Нет, это был не нынешний культовый фанатизм. Это было что-то существенно иное: культурная советская среда была взорвана ими, «деревенщиками». Кто-то назвал их так, думая обидеть, а получилось новое, и сильное именно «деревенщиной», русское направление в советской литературе. Наш XX век — трагичнейший в истории — в советский свой период дал такой силы литературу, что понять и осмыслить всей ее многослойности и многосложности, мы пока не можем. Как создавалась литература несколькими поколениями, так и думать о ней, исследовать её тоже будут несколько поколений уже XXI века. Но ясно одно: литература и классическая, и современная, сохраняла важнейшую функцию — она связывала, она прошивала тонкими невидимыми смысловыми токами отцов и детей. У них был общий культурный фундамент. А само литературное пространство делилось на три части: пространство официальное (где господствовал соцреализм); русское («деревенщиков», где была боль за русского человека, и возвращение к устоям и обычаям отеческого образа жизни) и «подпольное» (тут было тоже все неоднозначно, с одной стороны, — в подполье жила «другая культура» авангардистов, а с другой стороны — так называемые «русисты», выпускавшие самиздатские журналы христианско-русского направления и сидевшие за это, как Леонид Бородин, в советских политических лагерях, или такие, как Н.Мальчевский-Ильин, печатавшие в «самиздате» статьи о русской философии).
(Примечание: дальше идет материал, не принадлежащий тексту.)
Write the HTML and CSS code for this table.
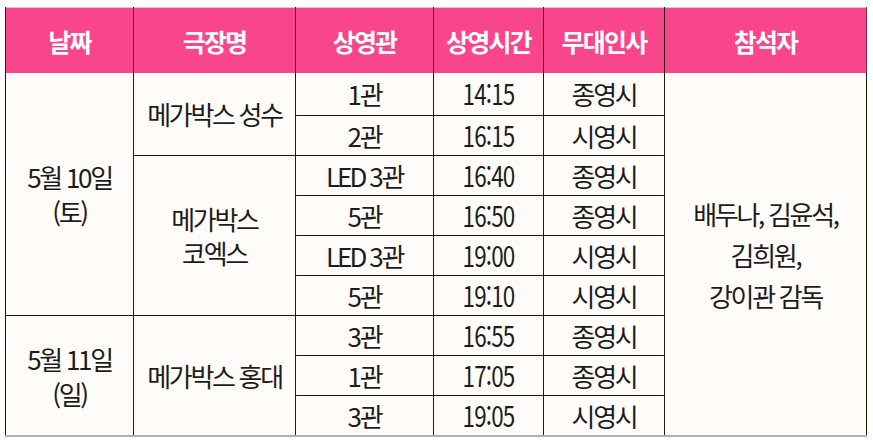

Такого духовного подъема, такого жадного соединения с русской историко-мыслительной традицией, такого всеобщего прорыва в большую русскую историю, за пределы 1917-го, я больше не знаю, чем были эти, конца 80-х, годы уходящего «красного века». Русское национальное самосознание зародилось в недрах советского времени и «деревенщики», и лично Валентин Распутин имели к этому движению непосредственное отношение. А мы? Мы росли им в ответ. Это были именно ответственные отношения и между литературными поколениями: нам хотелось встать с ними рядом, но за свой собственный счет. За счет личного труда и личного таланта. Мы не хотели, чтобы нас «подсаживали». Мы хотели честных и достойных отношений. Поэтому единственную публичную похвалу Распутина (высокую оценку меня как критика в интервью одной из газет) я теперь ношу как высокую награду.
Родился он в России мощной, где «зеленое море тайги» сопрягалось с силой Ангары и немыслимой глубиной и чистотой Байкала. Он родился в Сибири (в селе Усть-Уда Иркутской области), а это многое дает, и ко многому обязывает. Конечно, нет никакого отдельного народа (как сейчас настаивают сепаратисты) по имени «сибиряк». Но сибирский характер, при этом, конечно же, есть: пусть он несколько грубоват в сравнении с «нежной» столичной выправкой, пусть он несколько тяжеловат на вкус мягкотелого и сдобного какого-нибудь вятича. Но зато прям, надежен, верен до гроба, смел да силен под стать холодам, да льдам, и бескрайним просторам. Народ в Сибири подбирался долго: русская история обтачивала характеры упрямо. То первопроходцев слали да казаков по царской воле, а то и каторжан-дворян, будто во искупление революционных замыслов трудившихся в Сибири таким истовым образом на благо просвещения, что, будем надеяться, и Господь принял их сибирское трудовое покаяние. Сибирь не знала крепостной зависимости, но и воля тут была особая: воля к труду, воля к земному крепкому обустройству.